[Start of Material provided]

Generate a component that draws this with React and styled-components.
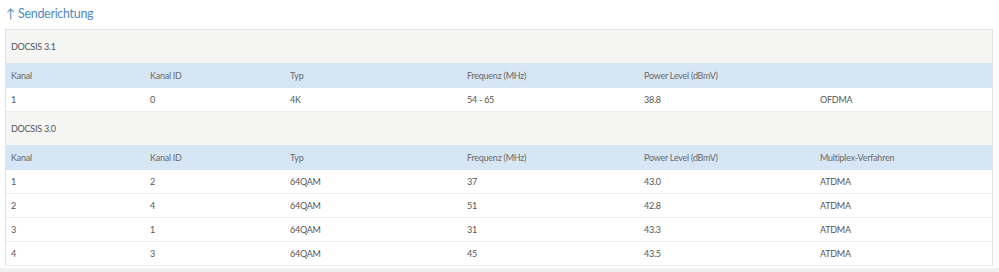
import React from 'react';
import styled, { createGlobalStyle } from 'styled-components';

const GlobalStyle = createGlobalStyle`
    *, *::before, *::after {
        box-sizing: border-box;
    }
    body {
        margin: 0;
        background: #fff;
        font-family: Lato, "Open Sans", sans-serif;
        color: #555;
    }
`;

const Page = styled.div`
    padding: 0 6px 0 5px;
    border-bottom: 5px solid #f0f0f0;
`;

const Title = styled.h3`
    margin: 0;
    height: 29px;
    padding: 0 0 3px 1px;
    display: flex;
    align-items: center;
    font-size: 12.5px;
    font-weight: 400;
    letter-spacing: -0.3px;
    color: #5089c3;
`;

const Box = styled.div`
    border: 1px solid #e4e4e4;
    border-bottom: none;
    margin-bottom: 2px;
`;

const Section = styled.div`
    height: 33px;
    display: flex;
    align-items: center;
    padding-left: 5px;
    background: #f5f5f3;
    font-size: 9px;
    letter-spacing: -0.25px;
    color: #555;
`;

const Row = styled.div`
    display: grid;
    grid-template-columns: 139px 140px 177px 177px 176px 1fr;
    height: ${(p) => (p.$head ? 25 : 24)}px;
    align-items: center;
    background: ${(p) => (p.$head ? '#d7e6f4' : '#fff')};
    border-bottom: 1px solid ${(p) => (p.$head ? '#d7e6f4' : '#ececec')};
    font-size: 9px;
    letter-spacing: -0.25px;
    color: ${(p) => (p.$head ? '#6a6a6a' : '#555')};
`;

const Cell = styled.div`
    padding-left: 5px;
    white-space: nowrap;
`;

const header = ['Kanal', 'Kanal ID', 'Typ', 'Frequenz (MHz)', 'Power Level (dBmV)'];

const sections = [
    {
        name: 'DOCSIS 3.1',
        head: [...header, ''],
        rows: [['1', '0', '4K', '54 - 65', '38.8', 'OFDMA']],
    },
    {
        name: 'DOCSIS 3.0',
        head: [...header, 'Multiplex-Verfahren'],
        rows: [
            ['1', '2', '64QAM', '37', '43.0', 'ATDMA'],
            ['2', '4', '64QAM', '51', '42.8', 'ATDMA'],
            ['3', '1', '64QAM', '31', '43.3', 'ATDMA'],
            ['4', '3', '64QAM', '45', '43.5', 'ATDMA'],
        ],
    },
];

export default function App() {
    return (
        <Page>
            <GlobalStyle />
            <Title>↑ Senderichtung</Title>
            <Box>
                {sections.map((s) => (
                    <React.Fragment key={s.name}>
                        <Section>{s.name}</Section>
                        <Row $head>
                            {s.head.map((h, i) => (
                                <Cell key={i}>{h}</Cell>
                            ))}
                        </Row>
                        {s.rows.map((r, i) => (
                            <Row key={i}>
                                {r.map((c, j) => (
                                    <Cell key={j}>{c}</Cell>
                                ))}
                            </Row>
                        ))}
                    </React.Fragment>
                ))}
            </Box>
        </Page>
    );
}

[End of Material provided]

Would you set down the listing exactly, omitting pictures?

### Final answer
Generate a component that draws this with React and styled-components.
import React from 'react';
import styled, { createGlobalStyle } from 'styled-components';

const GlobalStyle = createGlobalStyle`
    *, *::before, *::after {
        box-sizing: border-box;
    }
    body {
        margin: 0;
        background: #fff;
        font-family: Lato, "Open Sans", sans-serif;
        color: #555;
    }
`;

const Page = styled.div`
    padding: 0 6px 0 5px;
    border-bottom: 5px solid #f0f0f0;
`;

const Title = styled.h3`
    margin: 0;
    height: 29px;
    padding: 0 0 3px 1px;
    display: flex;
    align-items: center;
    font-size: 12.5px;
    font-weight: 400;
    letter-spacing: -0.3px;
    color: #5089c3;
`;

const Box = styled.div`
    border: 1px solid #e4e4e4;
    border-bottom: none;
    margin-bottom: 2px;
`;

const Section = styled.div`
    height: 33px;
    display: flex;
    align-items: center;
    padding-left: 5px;
    background: #f5f5f3;
    font-size: 9px;
    letter-spacing: -0.25px;
    color: #555;
`;

const Row = styled.div`
    display: grid;
    grid-template-columns: 139px 140px 177px 177px 176px 1fr;
    height: ${(p) => (p.$head ? 25 : 24)}px;
    align-items: center;
    background: ${(p) => (p.$head ? '#d7e6f4' : '#fff')};
    border-bottom: 1px solid ${(p) => (p.$head ? '#d7e6f4' : '#ececec')};
    font-size: 9px;
    letter-spacing: -0.25px;
    color: ${(p) => (p.$head ? '#6a6a6a' : '#555')};
`;

const Cell = styled.div`
    padding-left: 5px;
    white-space: nowrap;
`;

const header = ['Kanal', 'Kanal ID', 'Typ', 'Frequenz (MHz)', 'Power Level (dBmV)'];

const sections = [
    {
        name: 'DOCSIS 3.1',
        head: [...header, ''],
        rows: [['1', '0', '4K', '54 - 65', '38.8', 'OFDMA']],
    },
    {
        name: 'DOCSIS 3.0',
        head: [...header, 'Multiplex-Verfahren'],
        rows: [
            ['1', '2', '64QAM', '37', '43.0', 'ATDMA'],
            ['2', '4', '64QAM', '51', '42.8', 'ATDMA'],
            ['3', '1', '64QAM', '31', '43.3', 'ATDMA'],
            ['4', '3', '64QAM', '45', '43.5', 'ATDMA'],
        ],
    },
];

export default function App() {
    return (
        <Page>
            <GlobalStyle />
            <Title>↑ Senderichtung</Title>
            <Box>
                {sections.map((s) => (
                    <React.Fragment key={s.name}>
                        <Section>{s.name}</Section>
                        <Row $head>
                            {s.head.map((h, i) => (
                                <Cell key={i}>{h}</Cell>
                            ))}
                        </Row>
                        {s.rows.map((r, i) => (
                            <Row key={i}>
                                {r.map((c, j) => (
                                    <Cell key={j}>{c}</Cell>
                                ))}
                            </Row>
                        ))}
                    </React.Fragment>
                ))}
            </Box>
        </Page>
    );
}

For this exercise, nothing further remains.